How can society actually make a change toward destigmatizing talking about mental health?
On a personal level, the first step you can take is talking about it with the people closest to you and the people in your lives that maybe you haven’t been open with about it yet. In my episode with Dr. Brackett, we talk about infusing emotional intelligence and destigmatization on a societal level, which is part of the emotional evolution that he’s trying to create. [Change] needs to happen on the day-to-day individual level, where people are more open to people in their inner circle and more honest with themselves about how they’re feeling, but then it also has to come from a structural and systemic level in terms of emotional intelligence in our government and in schools, which, as we’ve seen in our government, is not prevalent at all [laughs].
You use Alice in Chains’ “Don’t Follow” for your intro music. Why did you pick that song?
I was having some people make intro music for me, and none of it was sounding quite right. And my mom [Alice in Chains manager Susan Silver] was like, “Let’s think. What about an Alice song?” Hold up, Jar of Flies’ “Don’t Follow” was the first song I clicked on. And I was like, “Oh, that sounds so rad.” And then, Layne [Staley] obviously had his own struggles with mental health and addiction. And I’ve learned a ton from those guys. So it just had a lot of meaning to me in that way, in terms of what I’ve learned from them about strength, fortitude, stamina, and overcoming grief and loss.
Has Jerry Cantrell been supportive of the show?
We’ve talked about it a little bit. I have the support of people like Jerry, [Soundgarden and Pearl Jam drummer] Matt Cameron, [Alice in Chains bassist] Mike Inez, and [Alice in Chains drummer] Sean Kinney. They’ve been father figures in my life; they’ve been uncles in my life. So they’re going to support whatever endeavors I have. That’s a community I’ve really leaned on in my life.
Let’s end this the way you ended your first episode of Mind Wide Open: What’s been giving you hope lately?

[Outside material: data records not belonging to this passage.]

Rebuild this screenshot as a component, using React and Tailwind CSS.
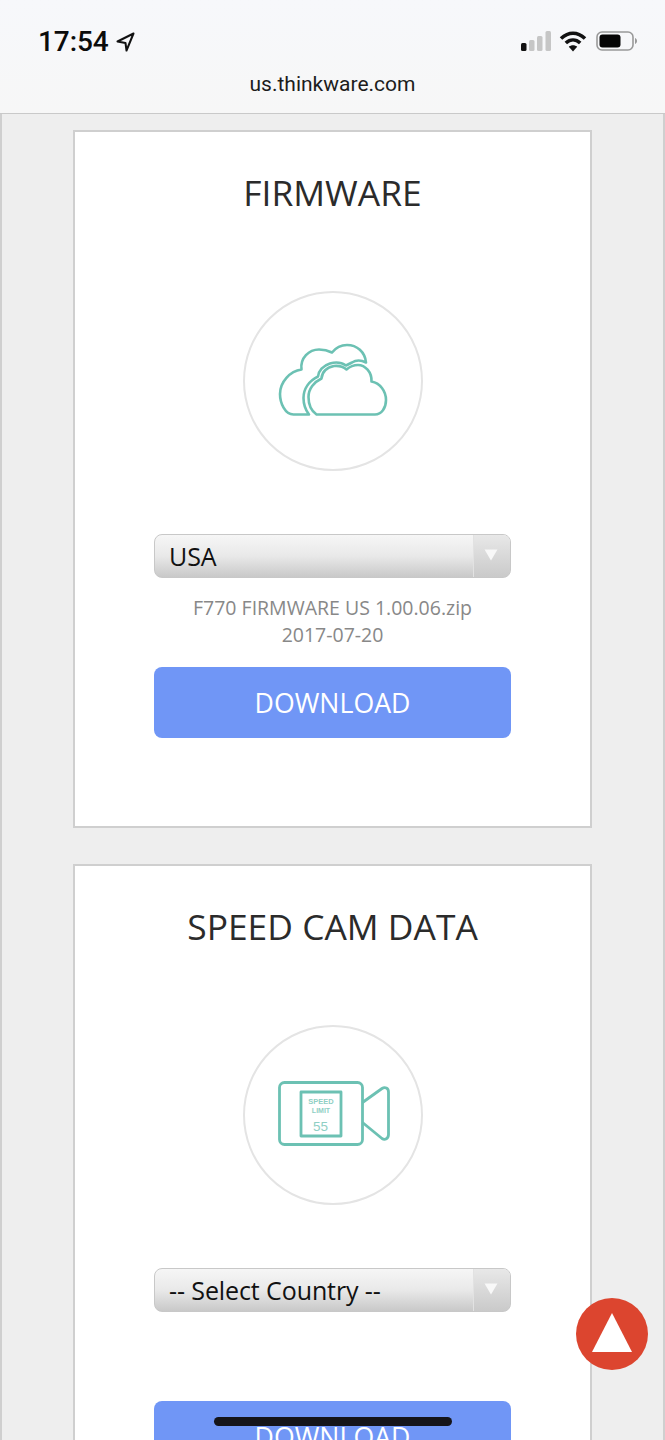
import React from 'react';

const CloudIcon = () => (
  <svg width="180" height="180" viewBox="0 0 180 180" fill="none" stroke="#6cc1b3" strokeWidth="2.6" strokeLinejoin="round" strokeLinecap="round">
    {/* back cloud */}
    <path d="M66 123.5H50.5C42 123.5 37 112 37 103C37 91 47 80 58.5 78.5C57 67 66 58.5 76 58.5C81 58.5 85 59.5 89 61.5C93 56.5 98 54 104 54C114 54 122 61 123 71.5C118 69 113 69 109 71.5L103 74.5C98 71 92 71 87 72.5C80 74.5 75.5 80 75 85.5C66 90 60.5 98 60.5 107C60.5 113 62.5 119 66 123.5Z" />
    {/* front cloud */}
    <path d="M73.5 123.5H132C138.5 123.5 143 117 143 109C143 100 137 92 128.5 90.5C129 81 122 74 115 74C110 74 107 75.5 103.5 78.5C100 75.5 96 74.5 91 75C84 76.5 79 81 78.5 87.5C71 91 65.5 98 65.5 106C65.5 114 68.5 120 73.5 123.5Z" />
  </svg>
);

const CameraIcon = () => (
  <svg width="180" height="180" viewBox="0 0 180 180" fill="none" stroke="#6cc1b3" strokeWidth="2.8" strokeLinejoin="round">
    <rect x="36.5" y="57.5" width="83" height="62" rx="5" />
    <rect x="58" y="67" width="40" height="44" strokeWidth="2.8" />
    <path d="M119.5 77.5L139 63.5C142 61.5 145.5 63 145.5 67V109.5C145.5 113.5 142 115.5 139 113.5L119.5 97.5" />
    <g fill="#8fcfc4" stroke="none" fontFamily="'Liberation Sans', sans-serif" textAnchor="middle">
      <text x="78" y="79" fontSize="7.5" fontWeight="700">SPEED</text>
      <text x="78" y="88" fontSize="7" fontWeight="700">LIMIT</text>
      <text x="77.5" y="106" fontSize="13.5">55</text>
    </g>
  </svg>
);

const StatusIcons = () => (
  <div className="mb-[2px] flex items-center">
    <svg width="31" height="20" viewBox="0 0 31 20" fill="#c6c6c6">
      <rect x="1" y="12" width="5.5" height="8" rx="1.5" fill="#111" />
      <rect x="9" y="9" width="5.5" height="11" rx="1.5" />
      <rect x="17" y="5" width="5.5" height="15" rx="1.5" />
      <rect x="25.5" y="0" width="5.5" height="20" rx="1.5" />
    </svg>
    <svg className="ml-[8px]" width="28" height="22" viewBox="0 0 28 22" fill="none" stroke="#111" strokeWidth="3.6">
      <path d="M2 8.5C9.5 1.5 18.5 1.5 26 8.5" />
      <path d="M6.8 13C11.2 9 16.8 9 21.2 13" />
      <path d="M14 21.5L9.8 16.8C12.2 14.8 15.8 14.8 18.2 16.8Z" fill="#111" stroke="none" />
    </svg>
    <svg className="ml-[9px]" width="41" height="20" viewBox="0 0 41 20" fill="none">
      <rect x="1" y="1" width="36" height="18" rx="5" stroke="#999" strokeWidth="1.6" />
      <rect x="3.5" y="3.5" width="21" height="13" rx="3" fill="#050505" />
      <path d="M39 7C40.3 7.5 41 8.6 41 10C41 11.4 40.3 12.5 39 13Z" fill="#999" />
    </svg>
  </div>
);

const FakeSelect = ({ label }) => (
  <div className="flex h-[44px] w-[357px] overflow-hidden rounded-[8px] border border-[#c8c8c8] bg-gradient-to-b from-[#f6f6f6] via-[#e9e9e9] to-[#c9c9c9]">
    <div className="flex-1 pl-[14px] text-[25px] leading-[42px] tracking-[-0.1px] text-[#111]">{label}</div>
    <div className="flex w-[37px] justify-center border-l border-[#e2e2e2] bg-gradient-to-b from-[#e8e8e8] to-[#cacaca] pr-[2px] pt-[14px]">
      <svg width="14" height="12" viewBox="0 0 14 12">
        <path d="M0.5 0.5H13.5L7 11.5Z" fill="#f8f8f8" />
      </svg>
    </div>
  </div>
);

const Card = ({ title, icon, select, lines }) => (
  <section className="mx-auto flex h-[698px] w-[519px] shrink-0 flex-col items-center border-2 border-[#cfcfcf] bg-white">
    <h2 className="mt-[36px] h-[48px] text-[35.4px] leading-[48px] text-[#2b2b2b]">{title}</h2>
    <div className="mt-[75px] flex h-[180px] w-[180px] items-center justify-center rounded-full border-2 border-[#e4e4e4]">
      <div className="shrink-0">{icon}</div>
    </div>
    <div className="mt-[63px]">
      <FakeSelect label={select} />
    </div>
    <div className="mt-[16px] h-[73px] text-center text-[19.5px] leading-[27px] text-[#888]">
      {lines.map((line) => (
        <p key={line}>{line}</p>
      ))}
    </div>
    <button className="h-[71px] w-[357px] shrink-0 rounded-[8px] bg-[#7096f6] pt-[2px] text-[26.7px] text-white">DOWNLOAD</button>
  </section>
);

const App = () => {
  return (
    <div className="relative h-[1440px] w-full overflow-hidden bg-[#eeeeee] font-['Open_Sans',sans-serif]">
      {/* Browser chrome */}
      <header className="h-[114px] border-b border-[#c9c9c9] bg-gradient-to-b from-[#f7f8fb] to-[#f7f7f7] font-['Roboto',sans-serif]">
        <div className="flex h-[72px] items-center justify-between pl-[38px] pr-[28px] pt-[12px]">
          <div className="flex items-center">
            <span className="text-[28px] font-medium leading-none tracking-[-0.1px] text-[#0c0c0c]">17:54</span>
            <svg className="ml-[7px]" width="19" height="20" viewBox="0 0 19 20" fill="none" stroke="#111" strokeWidth="2" strokeLinejoin="round">
              <path d="M17.5 1.5L1.5 9.5L9.5 11L10.5 18.5Z" />
            </svg>
          </div>
          <StatusIcons />
        </div>
        <p className="text-center text-[21px] leading-[24px] text-[#1c1c1c]">us.thinkware.com</p>
      </header>

      {/* Page content */}
      <main className="flex h-full flex-col gap-[36px] border-x-2 border-[#cfcfcf] pt-[16px]">
        <Card
          title="FIRMWARE"
          icon={<CloudIcon />}
          select="USA"
          lines={['F770 FIRMWARE US 1.00.06.zip', '2017-07-20']}
        />
        <Card title="SPEED CAM DATA" icon={<CameraIcon />} select="-- Select Country --" lines={[]} />
      </main>

      {/* Scroll to top */}
      <div className="absolute left-[576px] top-[1298px] flex h-[72px] w-[72px] items-center justify-center rounded-full bg-[#dc452f]">
        <svg className="mb-[4px]" width="40" height="39" viewBox="0 0 40 39">
          <path d="M20 0L40 39H0Z" fill="#fff" />
        </svg>
      </div>

      {/* Home indicator */}
      <div className="absolute left-[214px] top-[1417px] h-[9px] w-[238px] rounded-full bg-[#15151a]" />
    </div>
  );
};

export default App;
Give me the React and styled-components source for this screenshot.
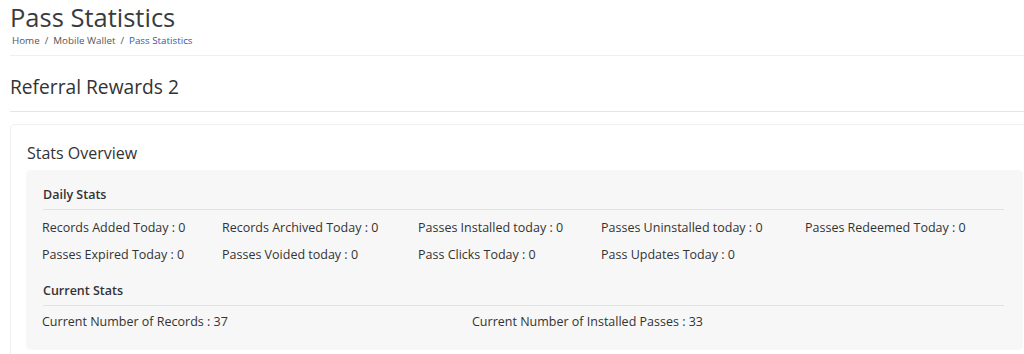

I think the response just to my first episode. The amount of people that have said, “I struggle with so many of these things. I haven’t known how to talk about it.” Or, “My daughter struggles with these things,” or, “My neighbor struggles with these things, and this episode provided me with vocabulary to talk about it.” That part of it just literally filled me with so much joy and to be able to bring validation and hope to other people, it gives me so much hope. It’s a conversation being started. It brings me a ton of hope.